Cruzo un nuevo barranco y me dispongo a rodear un nuevo cerro en cuyo alto hay un nidal de piedras de treinta metros de diámetro al que las patirrojas le tienen querencia por la facilidad de ver a quien se acerque y por el punto elevado de salto que les proporciona. Al encaminarme al alto de las piedras, rodeándolo por bajo para darles la vuelta, me arranca de una carrasca una torcaz y con el estrépito que estas palomas preparan al verse sorprendidas, y al arrancarme de los mismos morros, se me llena el ojo de torcaz. Otra prueba fallida al ir desarmado. Pero el hecho me pone optimista. Estoy viendo muchísima más caza de la que esperaba.
Al llegar al nidal de piedras voy tan atento y excitado que me tengo que decir a mí mismo: tranquilízate hombre, que vas sin escopeta. Sin embargo, ni una sola perdiz se arranca de allí. Seguro, me las he dejado atrás. He subido por el lado equivocado del alcor.
Ahora bajo por el lado contrario y allá abajo, desde una junquera, van chorreando las perdices en dirección al perdedero que utilizó el resto del bando. Pues muy bien, me pilla en el camino de vuelta.
Voy bajando, atravieso ya los rastrojos que desembocan en las hondonadas donde están las tainas. Veo que entre la primera y la segunda hondonada un grupo de cuatro o cinco picarazas se mueve oscilando por las matas. Estas aves, que tienen fama de delatoras, me confirman que por allí han de moverse las perdices a no ser que cazurree alguna zorra.
No me engaño, de la primera hondonada vuelan las perdices, de nuevo chorreadas, y una liebre se ha levantado casi en el alto de la taina y sin huir a la desesperada, casi al paso, ha desaparecido en la hondonada siguiente.
Me asomo con todo cuidado, sólo la parte superior de la cabeza, y con agudeza, observo, no a la liebre, sino a una perdiz inmóvil bajo una aliaga. A los tres segundos ya me ha visto y arranca hacia mi derecha como un reactor, presa del pánico. Hubiera sido otra prueba interesante.
De la liebre nunca más se supo. Por hoy ya he movido bastante a los animalitos. Decido dejarlo, pero me voy entusiasmado. La persecución ha durado hora y media y he disfrutado viendo caza en una jornada que se me antoja abundante, como las de hace muchos, muchos años. Para colmo, al regresar, atravieso una pobeda y veo volar una docena de torcaces.
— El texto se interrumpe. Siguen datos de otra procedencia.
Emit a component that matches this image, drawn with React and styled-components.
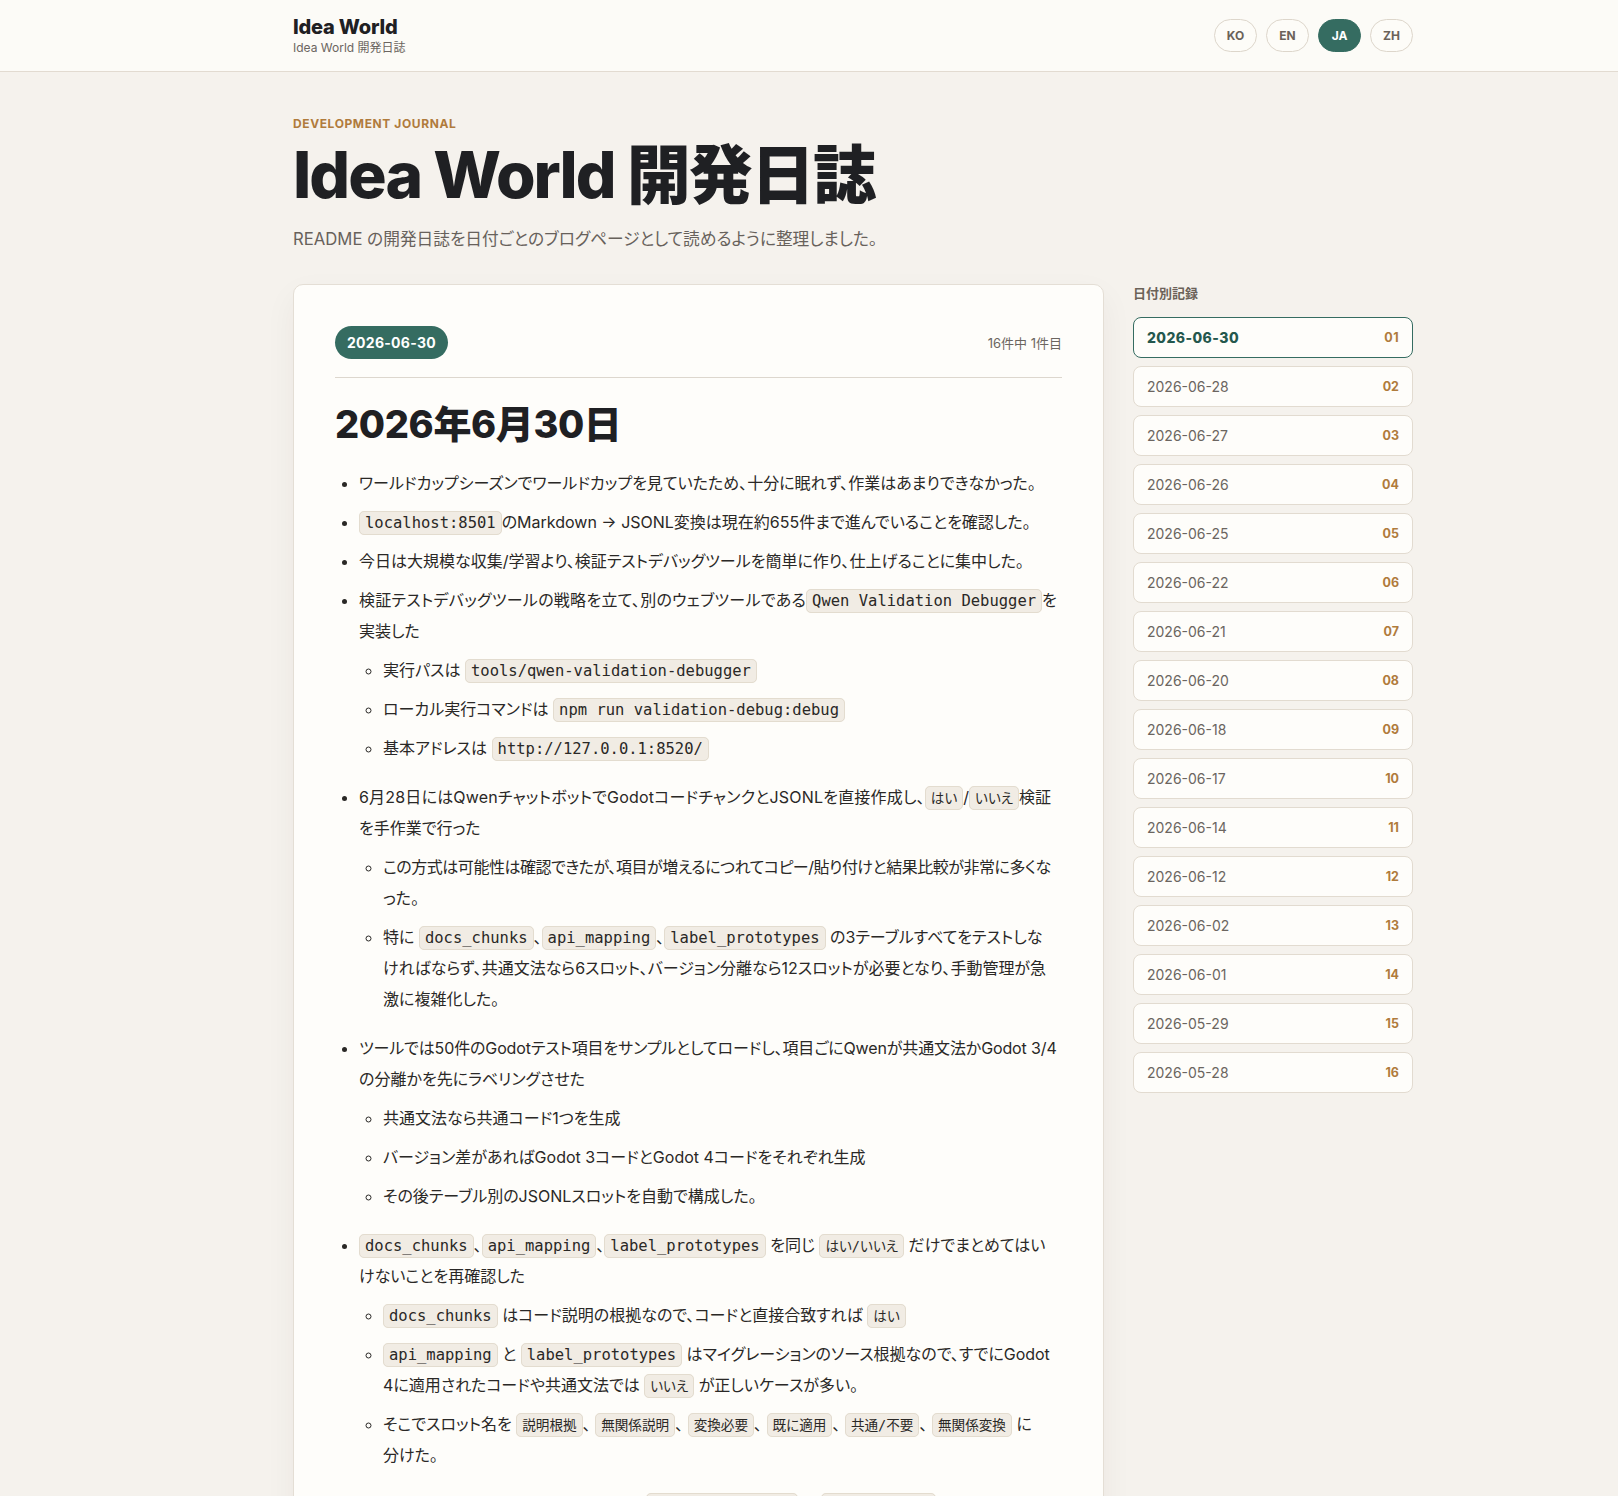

Bien está.

4 comentarios:

Isidro dijo...

Con tu decisión, demuestras una vez más, la pasión que tienes por ese mundo de la caza, como el auténtico cazador, que no mata por matar.

Saludos

Soros dijo...

Gracias, Isidro, por apreciar detalles que solamente es capaz de apreciar quien conoce estas cosas tan profundamente como tú.
Saludos.

Insumisa dijo...

¿Qué haces con lo que cazas?

Soros dijo...

Lo comemos en casa.
Desde que yo era pequeño siempre fue así: la perdiz, el conejo, la liebre, las torcaces... eran siempre comida.
Hoy estoy haciendo judías blancas con escabechado de torcaces.
Esta temporada ha dado de sí lo suficiente para tener una olla de liebre escabechada y otra de torcaces. La pocas perdices las hemos comido estofadas.
La caza, para algunos de nosotros, sigue siendo el manjar que se comía, más de ordinario que hoy en día, cuando éramos pequeños.